Isn’t that what the OP is about, that you can’t do that in python?

@Skoffer I completely agree, it’s an awesome feature and I use it a lot too (for accumulating results and for tracking state in an iterative algorithm). But, on your example, you might want to have/introduce for instance a data variable in the outer function, and that would result in unexpected bugs. The v variable is “special” and it would make sense (and actually help code readability) to mark it as such. Typically this is the sort of things you want to put in comments anyway.

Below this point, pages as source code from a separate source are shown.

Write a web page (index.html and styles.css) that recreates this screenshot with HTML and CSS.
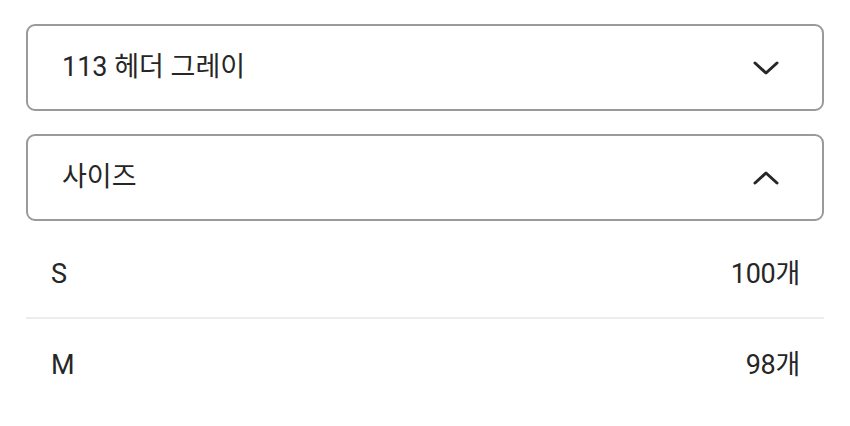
FILE: index.html
```html
<!DOCTYPE html>
<html lang="ko">
  <head>
    <meta charset="UTF-8" />
    <meta name="viewport" content="width=device-width, initial-scale=1.0" />
    <title>옵션 선택</title>
    <link rel="stylesheet" href="styles.css">
  </head>
  <body>
    <div class="options">
      <!-- 색상 선택 -->
      <div class="select">
        <span class="select-label">113 헤더 그레이</span>
        <svg class="chevron" width="26" height="14" viewBox="0 0 26 14">
          <polyline points="2,2 13,12 24,2" />
        </svg>
      </div>

      <!-- 사이즈 선택 (열림) -->
      <div class="select">
        <span class="select-label">사이즈</span>
        <svg class="chevron" width="26" height="14" viewBox="0 0 26 14">
          <polyline points="2,12 13,2 24,12" />
        </svg>
      </div>

      <ul class="size-list">
        <li class="size-item">
          <span class="size-name">S</span>
          <span class="size-stock">100개</span>
        </li>
        <li class="size-item">
          <span class="size-name">M</span>
          <span class="size-stock">98개</span>
        </li>
      </ul>
    </div>
  </body>
</html>
```

FILE: styles.css
```css
body {
  margin: 0;
  background-color: #fff;
  font-family: Roboto, "Noto Sans CJK KR", sans-serif;
  color: #262626;
}

.options {
  padding: 24px 26px 0 26px;
  display: flex;
  flex-direction: column;
}

.select {
  display: flex;
  justify-content: space-between;
  align-items: center;
  height: 83px;
  padding: 0 43px 0 34px;
  border: 2px solid #9a9a9a;
  border-radius: 9px;
  margin-bottom: 23px;
}

.select-label {
  font-size: 27px;
  line-height: 30px;
  margin-top: -2px;
}

.chevron polyline {
  fill: none;
  stroke: #262626;
  stroke-width: 3;
  stroke-linecap: round;
  stroke-linejoin: round;
}

.size-list {
  list-style: none;
  margin: -23px 0 0 0;
  padding: 0;
}

.size-item {
  display: flex;
  justify-content: space-between;
  align-items: center;
  height: 86px;
  padding: 10px 24px 0 25px;
  font-size: 27px;
  line-height: 30px;
}

.size-item + .size-item {
  border-top: 2px solid #ededed;
  height: 92px;
  padding-top: 0;
}

.size-stock {
  letter-spacing: -0.3px;
}
```
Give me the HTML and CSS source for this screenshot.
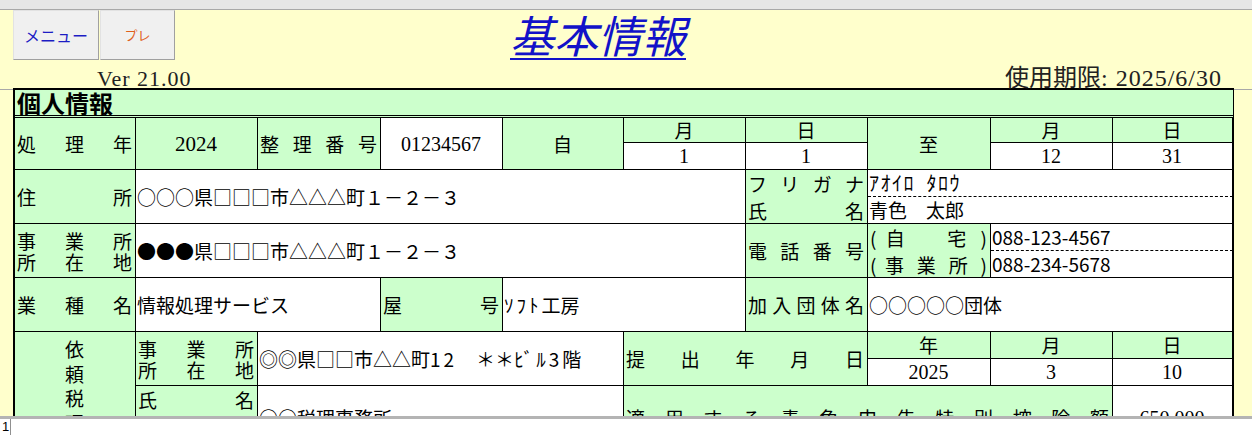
FILE: index.html
```html
<!DOCTYPE html>
<html lang="ja">
<head>
<meta charset="utf-8">
<title>基本情報</title>
<link rel="stylesheet" href="styles.css">
</head>
<body>
<div class="topbar"></div>
<header class="head">
  <div class="head-top">
    <div class="btns">
      <button class="btn btn-menu">メニュー</button>
      <button class="btn btn-pre">プレ</button>
    </div>
    <h1 class="title">基本情報</h1>
  </div>
  <div class="head-sub">
    <span class="ver">Ver 21.00</span>
    <span class="limit">使用期限<span class="d">: 2025/6/30</span></span>
  </div>
</header>
<main class="sheet">
  <section class="form">
    <div class="form-title">個人情報</div>
    <div class="grid">
      <div class="c g j r2">処 理 年</div>
      <div class="c g m n r2 yr">2024</div>
      <div class="c g j r2">整 理 番 号</div>
      <div class="c m n r2">01234567</div>
      <div class="c g m r2">自</div>
      <div class="c g m">月</div>
      <div class="c g m">日</div>
      <div class="c g m r2">至</div>
      <div class="c g m">月</div>
      <div class="c g m">日</div>
      <div class="c m n">1</div>
      <div class="c m n">1</div>
      <div class="c m n">12</div>
      <div class="c m n">31</div>

      <div class="c g j r2">住 所</div>
      <div class="c v s5 r2">○○○県□□□市△△△町１－２－３</div>
      <div class="c g j r2 l27"><span>フ リ ガ ナ<br>氏 名</span></div>
      <div class="c v s3 dash kana">ｱｵｲﾛ&ensp;ﾀﾛｳ</div>
      <div class="c v s3">青色　太郎</div>

      <div class="c g j r2 l20"><span>事 業 所<br>所 在 地</span></div>
      <div class="c v s5 r2">●●●県□□□市△△△町１－２－３</div>
      <div class="c g j r2">電 話 番 号</div>
      <div class="c g j r2 l27"><span>( 自 <i class="gap"></i> 宅 )<br>( 事 業 所 )</span></div>
      <div class="c v s2 dash">088-123-4567</div>
      <div class="c v s2">088-234-5678</div>

      <div class="c g j">業 種 名</div>
      <div class="c v s2">情報処理サービス</div>
      <div class="c g j">屋 号</div>
      <div class="c v s2"><span><span class="hk">ｿﾌﾄ</span>工房</span></div>
      <div class="c g j">加 入 団 体 名</div>
      <div class="c v s3">○○○○○団体</div>

      <div class="c g m r3 vert"><span>依<br>頼<br>税<br>理<br>士</span></div>
      <div class="c g j r2 l20"><span>事 業 所<br>所 在 地</span></div>
      <div class="c v s3 r2"><span>◎◎県□□市△△町<span class="hk">12</span>　＊＊<span class="hk">ﾋﾞﾙ3</span>階</span></div>
      <div class="c g j s2 r2">提 出 年 月 日</div>
      <div class="c g m">年</div>
      <div class="c g m">月</div>
      <div class="c g m">日</div>
      <div class="c m n">2025</div>
      <div class="c m n">3</div>
      <div class="c m n">10</div>

      <div class="c g j top">氏 名</div>
      <div class="c v s3">○○税理事務所</div>
      <div class="c g j s4">適 用 す る 青 色 申 告 特 別 控 除 額</div>
      <div class="c m n">650,000</div>
    </div>
  </section>
</main>
<footer class="statusbar"><div class="rownum">1</div></footer>
</body>
</html>
```

FILE: styles.css
```css
* { box-sizing: border-box; }
html, body { margin: 0; padding: 0; }
body {
  width: 1252px;
  height: 435px;
  overflow: hidden;
  background: #ffffcc;
  font-family: "Noto Sans CJK JP", sans-serif;
  color: #000;
}
.topbar {
  height: 10px;
  background: #e6e6e6;
  border-bottom: 1px solid #a8a8a8;
}
.head { height: 78px; }
.head-top {
  height: 50px;
  display: flex;
  align-items: flex-start;
}
.btns {
  display: flex;
  gap: 1px;
  margin-left: 13px;
}
.btn {
  height: 50px;
  padding: 0;
  background: #f0f0f0;
  border: 1px solid;
  border-color: #e2e2e2 #a0a0a0 #a0a0a0 #e2e2e2;
  font-family: "Noto Sans CJK JP", sans-serif;
  font-size: 16px;
  line-height: 20px;
}
.btn-menu { width: 86px; color: #1c1cc4; }
.btn-pre { width: 75px; color: #e0601c; font-size: 13px; }
.title {
  margin: 0 0 0 335px;
  font-size: 44px;
  font-weight: 400;
  font-style: italic;
  line-height: 48px;
  color: #1212c8;
  text-decoration: underline;
  text-decoration-thickness: 2px;
  text-underline-offset: 5px;
}
.head-sub {
  height: 28px;
  display: flex;
  justify-content: space-between;
  align-items: flex-end;
  padding: 0 30px 0 97px;
  font-family: "Liberation Serif", "Noto Sans CJK JP", serif;
  color: #222;
}
.ver { font-size: 22px; line-height: 22px; letter-spacing: 1px; margin-bottom: -2px; }
.limit { font-size: 24px; line-height: 24px; margin-bottom: -2px; }
.limit .d { letter-spacing: 1px; }

.sheet {
  height: 328px;
  overflow: hidden;
  background: linear-gradient(#a8a8a8, #a8a8a8) 0 1px / 100% 1px no-repeat;
}
.form {
  width: 1221px;
  margin-left: 13px;
  border: solid #000;
  border-width: 2px 1px 0 2px;
}
.form-title {
  height: 28px;
  background: #ccffcc;
  border-bottom: 3px double #000;
  padding-left: 2px;
  font-size: 24px;
  font-weight: 700;
  line-height: 25px;
}
.grid {
  display: grid;
  grid-template-columns: 121px 122px 123px 122px 121px 122px 122px 123px 122px 120px;
  grid-template-rows: 25px 27px 27px 27px 27px 27px 54px 27px 27px 64px;
  font-size: 19px;
  line-height: 22px;
}
.c {
  display: grid;
  align-items: center;
  border-right: 1px solid #000;
  border-bottom: 1px solid #000;
  padding: 0 3px 0 2px;
  background: #fff;
}
.g { background: #ccffcc; }
.v { padding-left: 1px; white-space: nowrap; }
.j { text-align: justify; text-align-last: justify; }
.m { text-align: center; }
.n { font-family: "Liberation Serif", serif; font-size: 20px; }
.yr { font-size: 21px; }
.dash { border-bottom-style: dashed; }
.kana { font-size: 20px; letter-spacing: 1.5px; }
.hk { letter-spacing: 3px; }
.l27 { line-height: 27px; }
.l20 { line-height: 21px; }
.gap { display: inline-block; width: 19px; }
.vert { align-items: start; padding-top: 5px; line-height: 24.5px; overflow: hidden; }
.top { align-items: start; line-height: 27px; }
.s2 { grid-column: span 2; }
.s3 { grid-column: span 3; }
.s4 { grid-column: span 4; }
.s5 { grid-column: span 5; }
.r2 { grid-row: span 2; }
.r3 { grid-row: span 3; }

.statusbar {
  height: 19px;
  background: #fff;
  border-top: 3px solid #b4b4b4;
  display: flex;
}
.rownum {
  width: 11px;
  height: 100%;
  border-right: 1px solid #909090;
  overflow: hidden;
  font-family: "Liberation Sans", sans-serif;
  font-size: 13px;
  line-height: 16px;
  padding-left: 2px;
}
```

So, if I understand correctly, the pros are 1) clarity by explicitness 2) avoids bugs 3) remove a major source of performance unpredictability. The downsides are 1) it’s breaking 2) it uses up special-purpose syntax 3) it makes it very slightly harder to implement this kind of function (not that bad: you write the function, it raises an error, you add the keyword) 4) it makes foreach and for behave differently. Tradeoffs, always tradeoffs!

1 Like

Please recall that you were talking about

so, presumably, the scoping issues are already out of the way since you know what you are changing, specifically.

That is neither here or there, you were talking about how Julia’s implementation

and it doesn’t, really.

Again, I might be missing something, but isn’t the OP precisely about how julia differs from python?

I don’t know if scoping is the right word, but there’s no question that this issue is more confusing than simply mutation, because there are several rules that govern what variables are used / created, and so unless you know the rules very well there’s potential for confusion: for instance, for loops do not reuse the variable in the outer scope.

Also I’m not sure if you intend it or not but your posts are quite personal and aggressive, there’s no need for that.